:: Task input ::
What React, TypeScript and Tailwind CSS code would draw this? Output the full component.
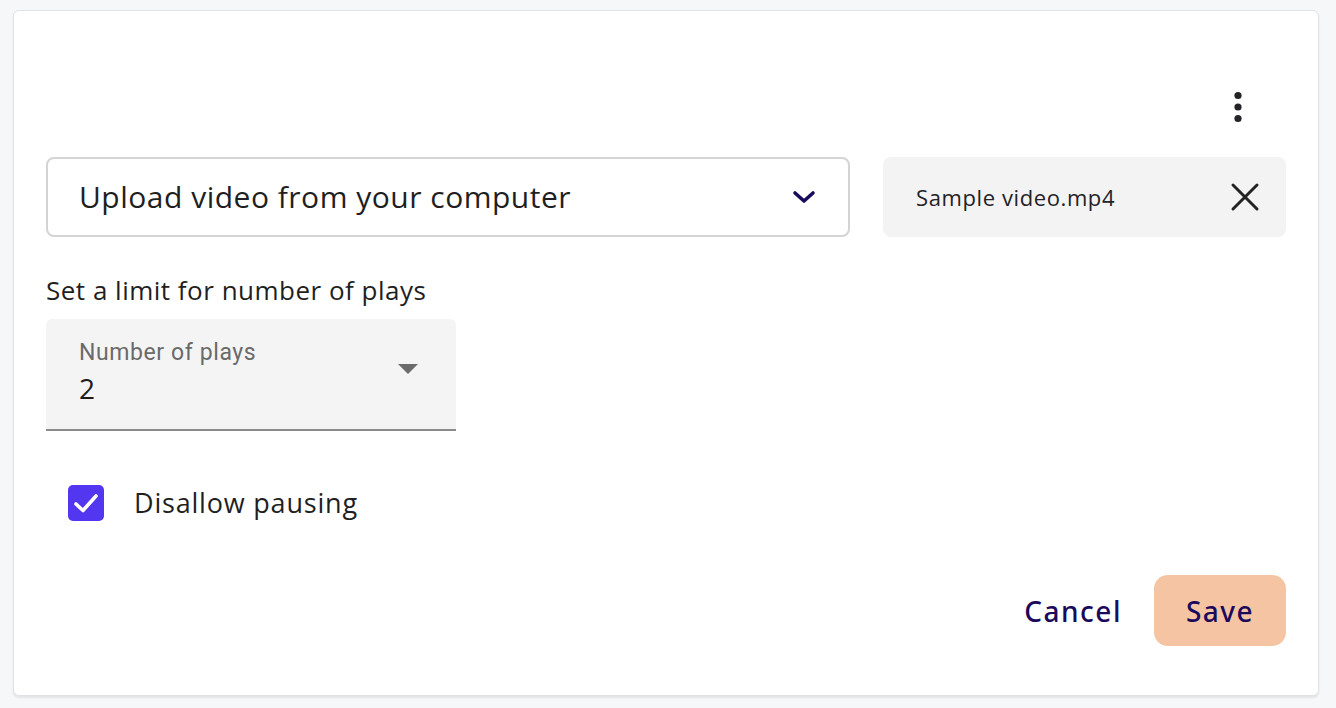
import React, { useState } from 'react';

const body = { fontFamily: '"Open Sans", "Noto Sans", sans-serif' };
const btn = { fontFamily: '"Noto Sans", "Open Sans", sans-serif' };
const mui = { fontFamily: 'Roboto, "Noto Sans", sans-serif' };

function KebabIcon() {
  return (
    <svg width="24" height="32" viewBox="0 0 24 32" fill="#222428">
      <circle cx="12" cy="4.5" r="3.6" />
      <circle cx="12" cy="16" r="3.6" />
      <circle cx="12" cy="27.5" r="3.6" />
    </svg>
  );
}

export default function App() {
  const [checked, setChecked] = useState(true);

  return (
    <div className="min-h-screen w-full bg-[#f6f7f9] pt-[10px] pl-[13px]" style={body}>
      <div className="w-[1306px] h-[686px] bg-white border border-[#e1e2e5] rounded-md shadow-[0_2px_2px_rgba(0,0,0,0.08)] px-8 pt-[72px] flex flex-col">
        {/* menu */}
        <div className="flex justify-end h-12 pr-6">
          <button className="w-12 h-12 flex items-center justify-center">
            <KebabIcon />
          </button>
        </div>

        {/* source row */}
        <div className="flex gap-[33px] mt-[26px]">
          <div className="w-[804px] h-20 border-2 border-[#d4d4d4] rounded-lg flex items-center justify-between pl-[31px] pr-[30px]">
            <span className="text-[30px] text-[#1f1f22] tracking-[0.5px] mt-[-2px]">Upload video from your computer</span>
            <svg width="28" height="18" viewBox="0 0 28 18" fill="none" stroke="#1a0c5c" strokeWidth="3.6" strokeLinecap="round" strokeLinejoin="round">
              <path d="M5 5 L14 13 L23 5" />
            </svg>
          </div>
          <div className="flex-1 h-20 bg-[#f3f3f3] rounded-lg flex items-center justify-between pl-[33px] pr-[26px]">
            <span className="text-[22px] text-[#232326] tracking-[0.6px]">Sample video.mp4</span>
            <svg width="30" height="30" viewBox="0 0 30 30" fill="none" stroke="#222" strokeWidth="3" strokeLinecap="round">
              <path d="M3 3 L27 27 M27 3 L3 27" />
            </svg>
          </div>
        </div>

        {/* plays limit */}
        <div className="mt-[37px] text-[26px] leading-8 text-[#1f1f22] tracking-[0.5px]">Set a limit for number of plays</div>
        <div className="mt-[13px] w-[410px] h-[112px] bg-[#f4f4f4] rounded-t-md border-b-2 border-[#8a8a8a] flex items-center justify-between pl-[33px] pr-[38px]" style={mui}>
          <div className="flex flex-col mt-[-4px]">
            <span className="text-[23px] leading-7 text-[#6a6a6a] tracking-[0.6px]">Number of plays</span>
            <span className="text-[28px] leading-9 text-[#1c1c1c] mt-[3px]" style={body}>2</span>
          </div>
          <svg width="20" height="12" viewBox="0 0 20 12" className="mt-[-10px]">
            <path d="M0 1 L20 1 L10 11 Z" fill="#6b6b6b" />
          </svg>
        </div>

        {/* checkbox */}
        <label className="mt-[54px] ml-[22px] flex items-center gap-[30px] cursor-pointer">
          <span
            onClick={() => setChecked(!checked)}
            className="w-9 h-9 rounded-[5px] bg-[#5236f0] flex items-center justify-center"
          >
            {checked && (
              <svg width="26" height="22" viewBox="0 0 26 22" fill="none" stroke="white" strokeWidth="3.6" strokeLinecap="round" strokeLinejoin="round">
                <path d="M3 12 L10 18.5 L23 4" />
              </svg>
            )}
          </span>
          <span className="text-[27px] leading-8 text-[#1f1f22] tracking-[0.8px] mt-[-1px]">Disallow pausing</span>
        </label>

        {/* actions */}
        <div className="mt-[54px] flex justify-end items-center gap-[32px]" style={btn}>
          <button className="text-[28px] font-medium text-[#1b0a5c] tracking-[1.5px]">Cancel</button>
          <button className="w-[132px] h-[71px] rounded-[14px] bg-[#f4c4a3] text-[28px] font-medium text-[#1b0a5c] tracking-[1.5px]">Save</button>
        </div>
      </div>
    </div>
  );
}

* * *

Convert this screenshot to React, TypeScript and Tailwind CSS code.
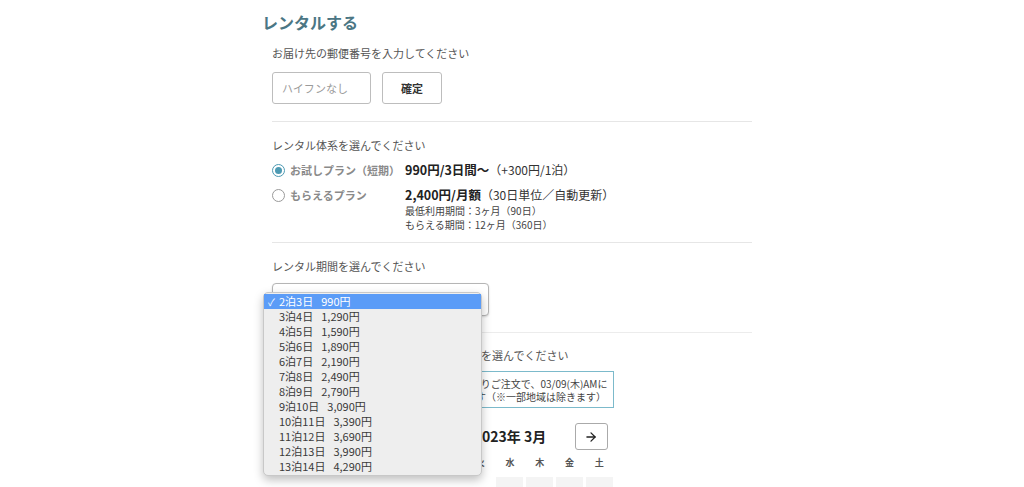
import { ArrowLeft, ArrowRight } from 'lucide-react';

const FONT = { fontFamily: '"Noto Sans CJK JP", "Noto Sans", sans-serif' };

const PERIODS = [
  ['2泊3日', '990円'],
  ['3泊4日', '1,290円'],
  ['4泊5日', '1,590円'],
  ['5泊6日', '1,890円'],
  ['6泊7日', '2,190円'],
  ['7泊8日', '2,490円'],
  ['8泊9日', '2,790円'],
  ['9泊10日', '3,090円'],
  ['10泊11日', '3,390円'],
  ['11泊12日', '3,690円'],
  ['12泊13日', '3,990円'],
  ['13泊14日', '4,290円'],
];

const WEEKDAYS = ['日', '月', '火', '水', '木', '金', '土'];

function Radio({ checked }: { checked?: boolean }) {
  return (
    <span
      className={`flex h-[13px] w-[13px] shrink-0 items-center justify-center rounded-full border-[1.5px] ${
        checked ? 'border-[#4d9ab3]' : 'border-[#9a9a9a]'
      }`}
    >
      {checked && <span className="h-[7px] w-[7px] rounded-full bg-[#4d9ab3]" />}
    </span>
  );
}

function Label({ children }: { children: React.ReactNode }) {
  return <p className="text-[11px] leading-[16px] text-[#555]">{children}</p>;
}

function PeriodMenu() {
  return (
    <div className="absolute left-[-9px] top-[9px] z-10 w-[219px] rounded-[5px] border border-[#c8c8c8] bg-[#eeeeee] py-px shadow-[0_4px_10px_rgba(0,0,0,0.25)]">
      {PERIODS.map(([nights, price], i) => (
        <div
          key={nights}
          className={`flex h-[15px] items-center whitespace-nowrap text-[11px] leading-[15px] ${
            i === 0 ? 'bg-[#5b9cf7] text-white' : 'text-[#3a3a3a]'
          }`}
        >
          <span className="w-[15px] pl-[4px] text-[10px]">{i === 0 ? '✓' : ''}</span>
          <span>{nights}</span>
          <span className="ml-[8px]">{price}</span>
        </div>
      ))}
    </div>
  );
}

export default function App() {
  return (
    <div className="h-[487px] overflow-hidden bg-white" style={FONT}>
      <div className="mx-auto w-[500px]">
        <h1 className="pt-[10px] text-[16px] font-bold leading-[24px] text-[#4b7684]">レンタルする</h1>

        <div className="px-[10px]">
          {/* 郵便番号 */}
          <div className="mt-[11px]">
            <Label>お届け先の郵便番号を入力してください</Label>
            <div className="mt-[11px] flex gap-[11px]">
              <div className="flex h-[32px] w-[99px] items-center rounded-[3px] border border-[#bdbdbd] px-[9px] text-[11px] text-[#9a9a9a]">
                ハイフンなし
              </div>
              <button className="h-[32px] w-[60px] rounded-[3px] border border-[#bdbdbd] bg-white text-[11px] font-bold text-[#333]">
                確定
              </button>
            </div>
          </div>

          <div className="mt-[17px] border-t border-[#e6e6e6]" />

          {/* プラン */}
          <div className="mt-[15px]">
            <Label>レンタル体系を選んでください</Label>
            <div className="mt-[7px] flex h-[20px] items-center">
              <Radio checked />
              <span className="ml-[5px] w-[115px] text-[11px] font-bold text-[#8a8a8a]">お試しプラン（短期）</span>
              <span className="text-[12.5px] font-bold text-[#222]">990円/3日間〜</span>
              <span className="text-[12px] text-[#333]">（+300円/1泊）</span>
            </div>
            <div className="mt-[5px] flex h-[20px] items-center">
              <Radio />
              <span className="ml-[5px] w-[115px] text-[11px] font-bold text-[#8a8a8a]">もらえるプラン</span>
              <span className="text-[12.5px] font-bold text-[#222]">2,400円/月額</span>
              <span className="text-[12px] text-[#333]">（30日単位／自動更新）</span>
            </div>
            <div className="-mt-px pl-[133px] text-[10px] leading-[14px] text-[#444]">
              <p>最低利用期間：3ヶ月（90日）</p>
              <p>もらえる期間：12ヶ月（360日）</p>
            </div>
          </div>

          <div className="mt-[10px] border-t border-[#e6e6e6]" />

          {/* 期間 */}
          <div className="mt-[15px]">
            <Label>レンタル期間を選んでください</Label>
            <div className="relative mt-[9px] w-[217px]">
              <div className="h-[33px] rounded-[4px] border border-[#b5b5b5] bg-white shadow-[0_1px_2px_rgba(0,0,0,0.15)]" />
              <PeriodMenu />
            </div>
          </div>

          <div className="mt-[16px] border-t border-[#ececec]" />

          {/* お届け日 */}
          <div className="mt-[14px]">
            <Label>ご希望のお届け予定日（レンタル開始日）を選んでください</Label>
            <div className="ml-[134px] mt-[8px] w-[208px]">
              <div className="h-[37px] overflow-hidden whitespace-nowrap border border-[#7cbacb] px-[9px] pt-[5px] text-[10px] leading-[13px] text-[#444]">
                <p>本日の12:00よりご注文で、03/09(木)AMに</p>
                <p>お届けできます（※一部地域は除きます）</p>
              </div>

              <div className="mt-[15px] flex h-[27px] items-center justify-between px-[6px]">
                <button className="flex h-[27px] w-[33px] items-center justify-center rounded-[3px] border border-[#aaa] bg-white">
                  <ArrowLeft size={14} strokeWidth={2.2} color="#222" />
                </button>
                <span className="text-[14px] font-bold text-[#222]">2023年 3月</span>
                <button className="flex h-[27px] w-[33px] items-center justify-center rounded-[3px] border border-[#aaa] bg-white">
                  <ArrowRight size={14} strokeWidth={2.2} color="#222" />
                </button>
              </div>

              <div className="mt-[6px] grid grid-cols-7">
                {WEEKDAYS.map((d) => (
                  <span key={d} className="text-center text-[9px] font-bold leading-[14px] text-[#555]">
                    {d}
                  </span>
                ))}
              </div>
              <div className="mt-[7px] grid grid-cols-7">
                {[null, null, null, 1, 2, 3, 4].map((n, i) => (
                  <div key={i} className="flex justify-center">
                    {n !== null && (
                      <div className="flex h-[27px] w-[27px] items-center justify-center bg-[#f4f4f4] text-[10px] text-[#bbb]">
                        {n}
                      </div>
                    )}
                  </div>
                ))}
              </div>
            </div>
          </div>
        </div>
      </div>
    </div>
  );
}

---

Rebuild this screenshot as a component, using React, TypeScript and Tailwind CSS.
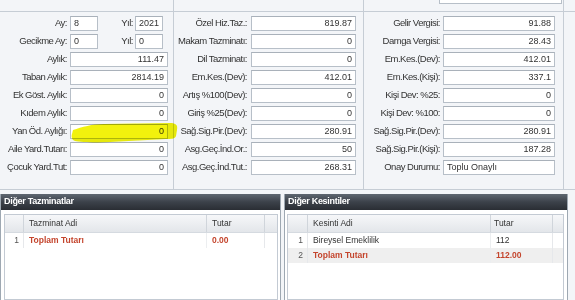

:: What is needed ::
Go through the data and count each line that has the word "screenshot", then give the total alone.

:: Result of this task ::
2